Although well positioned heading into the recent pandemic crisis with strong levels of capital, Australia's banking sector is facing significant headwinds as many customers face financial stress as a result of deteriorating economic conditions flowing from the COVID 19 pandemic. As a result, banks are now facing an emerging challenge of a growing pool of bad and doubtful debts, which is the first time in many years they have had to deal with this trend.
Bad debts on the horizon?
The banking sector has faced several challenges over recent years, but we haven't seen a bad and doubtful debt cycle like we are now facing since the Global Financial Crisis in 2008.
National Australia Bank, Westpac and ANZ all reported a significant increase in bad and doubtful debt charges in their most recent results announcements. The Commonwealth Bank has also set aside a large general provision to protect against future losses, relating to similar concerns as its three major competitors.

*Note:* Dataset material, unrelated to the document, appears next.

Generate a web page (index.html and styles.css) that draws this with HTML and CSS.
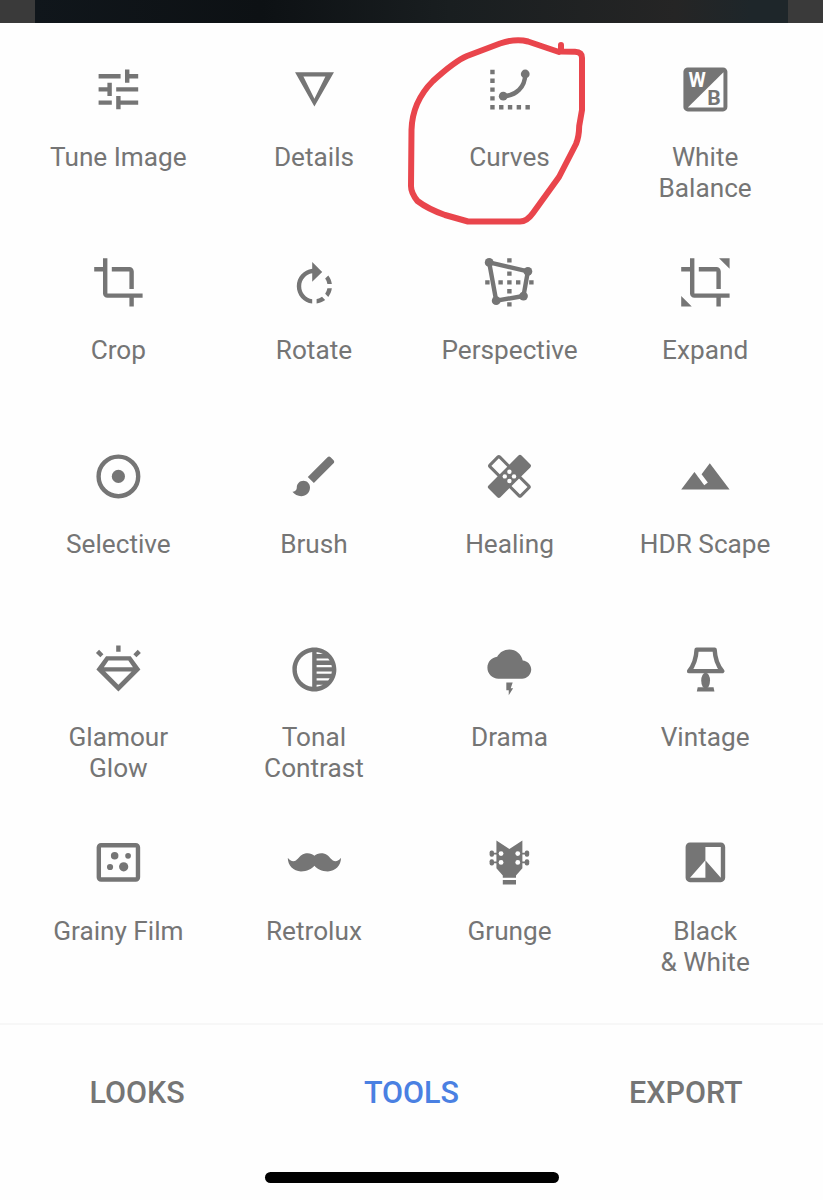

The fallout from the shutting down of the economy in response to COVID-19 has yet to fully playout, despite the Government’s attempt to cushion the impact with stimulus packages. This will not only impact the level of bad debts but also the growth in lending volumes as consumers and business remain cautious. We already had seen a slowdown in lending prior to COVID 19 and this further exacerbates the growth challenge for banks.
Finally, the current very low interest rate environment makes managing the net interest margin for the banks more difficult.
Braced to weather the storm
However, the more reassuring news is that the balance sheets of our banks are strong with common tier one equity, a key measure of financial strength for the banks from both the equity market and the regulator.
Two of the major banks have suspended the decision on paying an interim dividend through this difficult time, while NAB paid a reduced dividend to shareholders and has raised additional capital to reinforce its balance sheet. We believe this response is understandable given the current environment and expect some recovery in dividends although with payout ratios likely to be lower than previously.
Going forward we think there will be some recovery in returns, particularly now the banks have simplified their businesses over recent years. Improving profits over time should also translate into fully franked dividends to provide income for the portfolio However, with increased competition, lower rates of growth and increased capital requirements, it is unlikely they will reach rates of return on equity that they enjoyed up until a couple of years ago. In this context, whilst banks form a reasonable part of the portfolio, AFIC is very comfortable being underweight the Australian market index in this sector.